At the end of her seven-day trial, on 21 March 2003, trial judge Woo Bih Li delivered his judgement. He found that Yen did not successfully rebut the presumption that she had knowledge of the drugs in her possession, since a large portion of her statements amounted to an admission that she knew about the diamorphine from the start, and these were largely contradicted by the court testimony and defence she put up during her trial. Therefore, he ruled in favour of the prosecution and found that there were sufficient grounds to warrant Yen's conviction for drug trafficking. As a result, Yen was found guilty of drug trafficking and sentenced to death.

Subsequently, in July 2003, Yen's appeal against her sentence and conviction was rejected by the Court of Appeal.

===Hanging===
On 19 March 2004, after spending a year on death row, 37-year-old Yen May Woen was hanged at dawn in Changi Prison. On the same day, 37-year-old Chinese national Jin Yugang was also hanged for the charge of murdering his roommate in 2002. Singapore's veteran executioner Darshan Singh was the one who carried out Yen's execution.

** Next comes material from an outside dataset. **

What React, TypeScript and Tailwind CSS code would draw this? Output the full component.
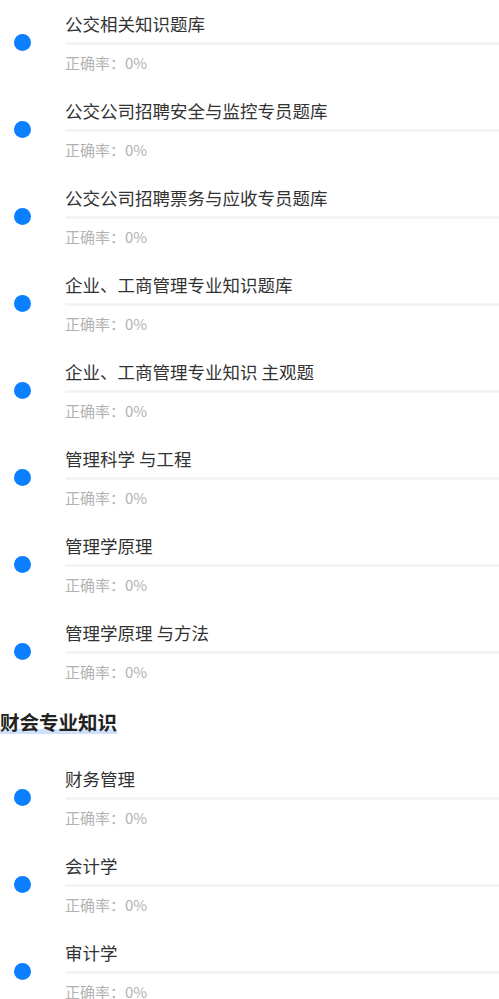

Despite the criticisms directed by Amnesty International and other rights organizations and international pressure against the Singapore government, the Singaporean authorities reiterated their firm stance that the death penalty was necessary to curb drug trafficking and it had been an effective deterrent and instrumental to maintaining the extremely low crime rates in the city-state.

Yen was the first drug trafficker to be hanged in Singapore during the year of 2004. Before her execution, the city-state's last judicial execution took place on 19 December 2003, when four men, including one Malaysian, were hanged for trafficking diamorphine and marijuana.

==Aftermath==
Alan Shadrake, a British journalist, wrote about Yen May Woan's case in his book Once A Jolly Hangman: Singapore Justice in the Dock, which was first published in 2010.

For the next 19 years, Yen May Woen remained the last female offender to be hanged in Singapore for a capital offence, before 28 July 2023, when Saridewi binte Djamani was executed at dawn for trafficking 30.72g of diamorphine. Yen's case was one of the few cases of women receiving the death sentence in Singapore during the 2000s.